#### Short problem:
Look through the records below, and copy out every line that holds the string "TypeScript".

#### Given records:
[start]

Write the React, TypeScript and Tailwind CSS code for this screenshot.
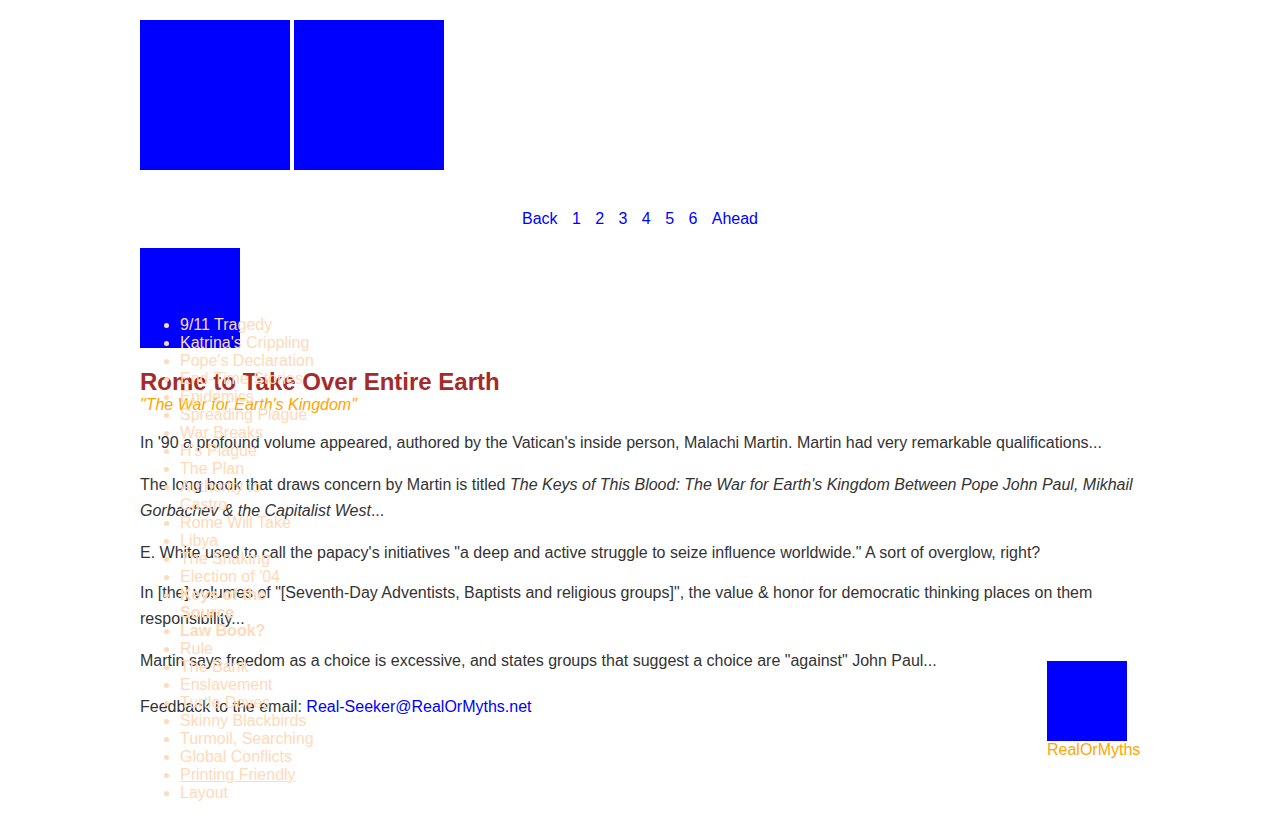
const pages = ["Back", "1", "2", "3", "4", "5", "6", "Ahead"];

const sideLinks: [string, string][] = [
  ["9/11 Tragedy", ""],
  ["Katrina's Crippling", ""],
  ["Pope's Declaration", ""],
  ["End-Time Stories", ""],
  ["Epidemics", ""],
  ["Spreading Plague", ""],
  ["War Breaks", ""],
  ["H's Plague", ""],
  ["The Plan", ""],
  ["Authority to|Castro", ""],
  ["Rome Will Take", ""],
  ["Libya", ""],
  ["The Shaking", ""],
  ["Election of '04", ""],
  ["Keys of the Source", "font-bold"],
  ["Law Book?", "font-bold"],
  ["Rule", ""],
  ["The Bank", ""],
  ["Enslavement", ""],
  ["Turtle Doves", ""],
  ["Skinny Blackbirds", ""],
  ["Turmoil, Searching", ""],
  ["Global Conflicts", ""],
  ["Printing Friendly", "underline"],
  ["Layout", ""],
];

export default function App() {
  return (
    <div className="min-h-[818px] bg-white font-['Liberation_Sans',Arial,sans-serif] text-[16px] text-[#333]">
      <div className="relative mx-auto w-[1000px] pt-5 pb-10">
        {/* banner images */}
        <div className="flex gap-1">
          <div className="h-[150px] w-[150px] bg-[#0000ff]" />
          <div className="h-[150px] w-[150px] bg-[#0000ff]" />
        </div>

        {/* pager */}
        <div className="mt-[40px] flex justify-center gap-[14.4px] leading-[18px] text-[#0000ff]">
          {pages.map((p) => (
            <a key={p} href="#">
              {p}
            </a>
          ))}
        </div>

        <div className="mt-[20px] h-[100px] w-[100px] bg-[#0000ff]" />

        <h1 className="mt-[20px] text-[24px] leading-[28px] font-bold text-[#a52a2a]">
          Rome to Take Over Entire Earth
        </h1>
        <p className="text-[16px] leading-[18px] italic text-[#ffa500]">
          "The War for Earth's Kingdom"
        </p>

        <div className="leading-[26px]">
          <p className="mt-4">
            In '90 a profound volume appeared, authored by the Vatican's inside person, Malachi
            Martin. Martin had very remarkable qualifications...
          </p>
          <p className="mt-4">
            The long book that draws concern by Martin is titled{" "}
            <i>
              The Keys of This Blood: The War for Earth's Kingdom Between Pope John Paul, Mikhail
              Gorbachev &amp; the Capitalist West
            </i>
            ...
          </p>
          <p className="mt-4">
            E. White used to call the papacy's initiatives "a deep and active struggle to seize
            influence worldwide." A sort of overglow, right?
          </p>
          <p className="mt-[14px]">
            In [the] volumes of "[Seventh-Day Adventists, Baptists and religious groups]", the
            value &amp; honor for democratic thinking places on them responsibility...
          </p>
          <p className="mt-4">
            Martin says freedom as a choice is excessive, and states groups that suggest a choice
            are "against" John Paul...
          </p>
        </div>

        <div className="flex items-start justify-between">
          <p className="mt-5 leading-[26px]">
            Feedback to the email:{" "}
            <a href="#" className="text-[#0000ff]">
              Real-Seeker@RealOrMyths.net
            </a>
          </p>
          <div className="-mt-[13px] w-[93px]">
            <div className="h-[80px] w-[80px] bg-[#0000ff]" />
            <div className="leading-[18px] text-[#ffa500]">RealOrMyths</div>
          </div>
        </div>

        {/* side menu, drawn over the article */}
        <ul className="absolute top-[316px] left-0 w-[176px] list-disc pl-10 leading-[18px] text-[#ffdab9]">
          {sideLinks.map(([label, cls]) => {
            const [first, second] = label.split("|");
            return (
              <li key={label} className={cls}>
                {first}
                {second && (
                  <>
                    <br />
                    {second}
                  </>
                )}
              </li>
            );
          })}
        </ul>
      </div>
    </div>
  );
}
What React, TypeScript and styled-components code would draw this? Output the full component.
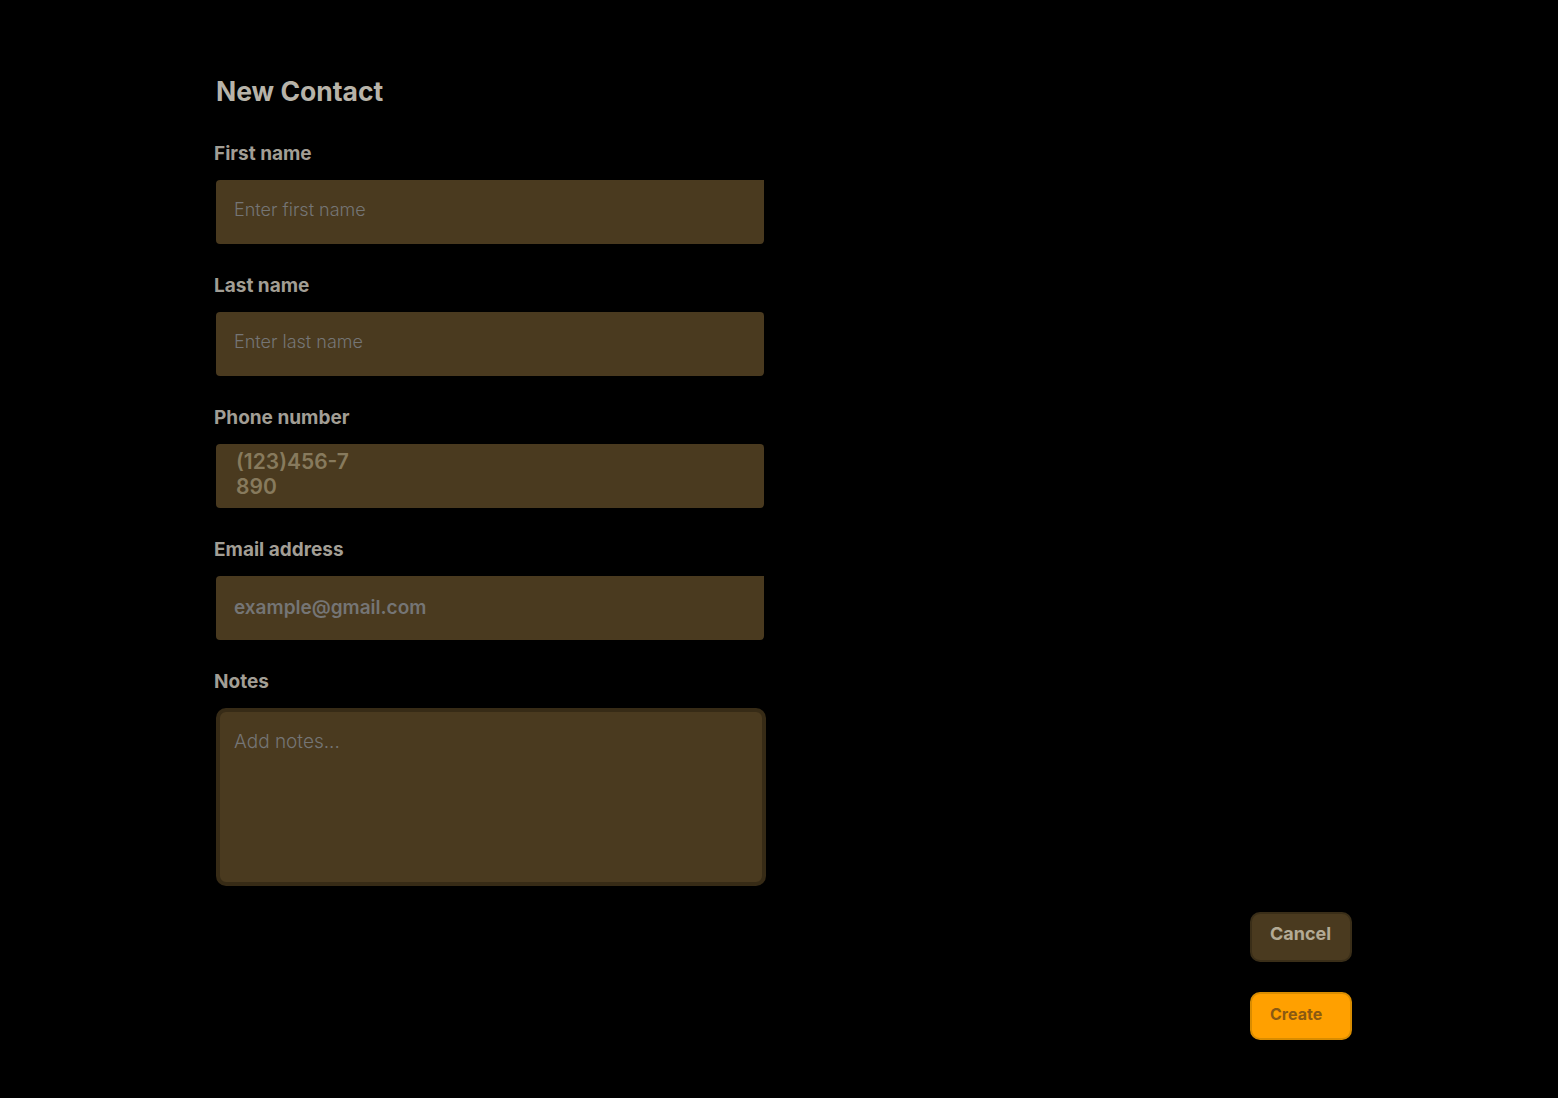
import React from 'react'
import styled, { createGlobalStyle } from 'styled-components'

const GlobalStyle = createGlobalStyle`
    html, body {
        margin: 0;
        padding: 0;
        background: #000;
    }
    body {
        font-family: Inter, "Noto Sans", sans-serif;
    }
`

const Page = styled.div`
    width: 1558px;
    height: 1098px;
    background-color: #000;
    box-sizing: border-box;
    padding: 76px 206px 0 214px;
    display: flex;
    flex-direction: column;
`

const Form = styled.form`
    width: 552px;
    display: flex;
    flex-direction: column;
`

const Title = styled.h1`
    margin: 0 0 36px 2px;
    font-size: 26.5px;
    line-height: 30px;
    font-weight: 700;
    color: #b7b3a9;
`

const Field = styled.div`
    display: flex;
    flex-direction: column;
    margin-bottom: 30px;
`

const Label = styled.label`
    font-size: 19px;
    line-height: 23px;
    font-weight: 650;
    color: #a29e95;
    margin-bottom: 15px;
`

const TextInput = styled.input<{ $sharp?: boolean; $bold?: boolean }>`
    width: 548px;
    height: 64px;
    margin-left: 2px;
    box-sizing: border-box;
    border: none;
    outline: none;
    border-radius: ${p => (p.$sharp ? '4px 0 4px 4px' : '4px')};
    background-color: #4a3a1f;
    padding: ${p => (p.$bold ? '0 18px 2px' : '0 18px 6px')};
    font-family: Inter, "Noto Sans", sans-serif;
    font-size: ${p => (p.$bold ? '19px' : '18px')};
    font-weight: ${p => (p.$bold ? 600 : 300)};
    color: #cfc6b0;

    ::placeholder {
        color: ${p => (p.$bold ? '#8a7b58' : '#7b6e50')};
        opacity: 1;
    }
`

const PhoneBox = styled.div`
    width: 548px;
    height: 64px;
    margin-left: 2px;
    box-sizing: border-box;
    border-radius: 4px;
    background-color: #4a3a1f;
    padding: 5px 20px 0;

    span {
        display: block;
        width: 122px;
        word-break: break-all;
        font-size: 21px;
        line-height: 25px;
        font-weight: 600;
        color: #877a5d;
    }
`

const Notes = styled.textarea`
    width: 550px;
    height: 178px;
    margin-left: 2px;
    box-sizing: border-box;
    resize: none;
    outline: none;
    border: 4px solid #372b16;
    border-radius: 10px;
    background-color: #4a3a1f;
    padding: 18px 14px;
    font-family: Inter, "Noto Sans", sans-serif;
    font-size: 19px;
    line-height: 24px;
    font-weight: 300;
    color: #cfc6b0;

    ::placeholder {
        color: #7b6e50;
        opacity: 1;
    }
`

const Actions = styled.div`
    align-self: flex-end;
    margin-top: -4px;
    display: flex;
    flex-direction: column;
    gap: 30px;
`

const Button = styled.button<{ $primary?: boolean }>`
    width: 102px;
    height: ${p => (p.$primary ? '48px' : '50px')};
    box-sizing: border-box;
    border-radius: 10px;
    border: 2px solid ${p => (p.$primary ? '#d98c00' : '#3a2e18')};
    background-color: ${p => (p.$primary ? '#ffa000' : '#4a3a1f')};
    color: ${p => (p.$primary ? '#8a5a12' : '#b3aa95')};
    font-family: Inter, "Noto Sans", sans-serif;
    font-size: ${p => (p.$primary ? '16px' : '18px')};
    font-weight: 700;
    text-align: left;
    padding: ${p => (p.$primary ? '0 0 4px 18px' : '0 0 8px 18px')};
    cursor: pointer;
`

export default function App() {
    return (
        <Page>
            <GlobalStyle />
            <Form onSubmit={e => e.preventDefault()}>
                <Title>New Contact</Title>
                <Field>
                    <Label>First name</Label>
                    <TextInput $sharp placeholder="Enter first name" />
                </Field>
                <Field>
                    <Label>Last name</Label>
                    <TextInput placeholder="Enter last name" />
                </Field>
                <Field>
                    <Label>Phone number</Label>
                    <PhoneBox>
                        <span>(123)456-7890</span>
                    </PhoneBox>
                </Field>
                <Field>
                    <Label>Email address</Label>
                    <TextInput $sharp $bold placeholder="example@gmail.com" />
                </Field>
                <Field>
                    <Label>Notes</Label>
                    <Notes placeholder="Add notes..." />
                </Field>
            </Form>
            <Actions>
                <Button type="button">Cancel</Button>
                <Button type="button" $primary>Create</Button>
            </Actions>
        </Page>
    )
}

[end]

#### Response:
Write the React, TypeScript and Tailwind CSS code for this screenshot.
What React, TypeScript and styled-components code would draw this? Output the full component.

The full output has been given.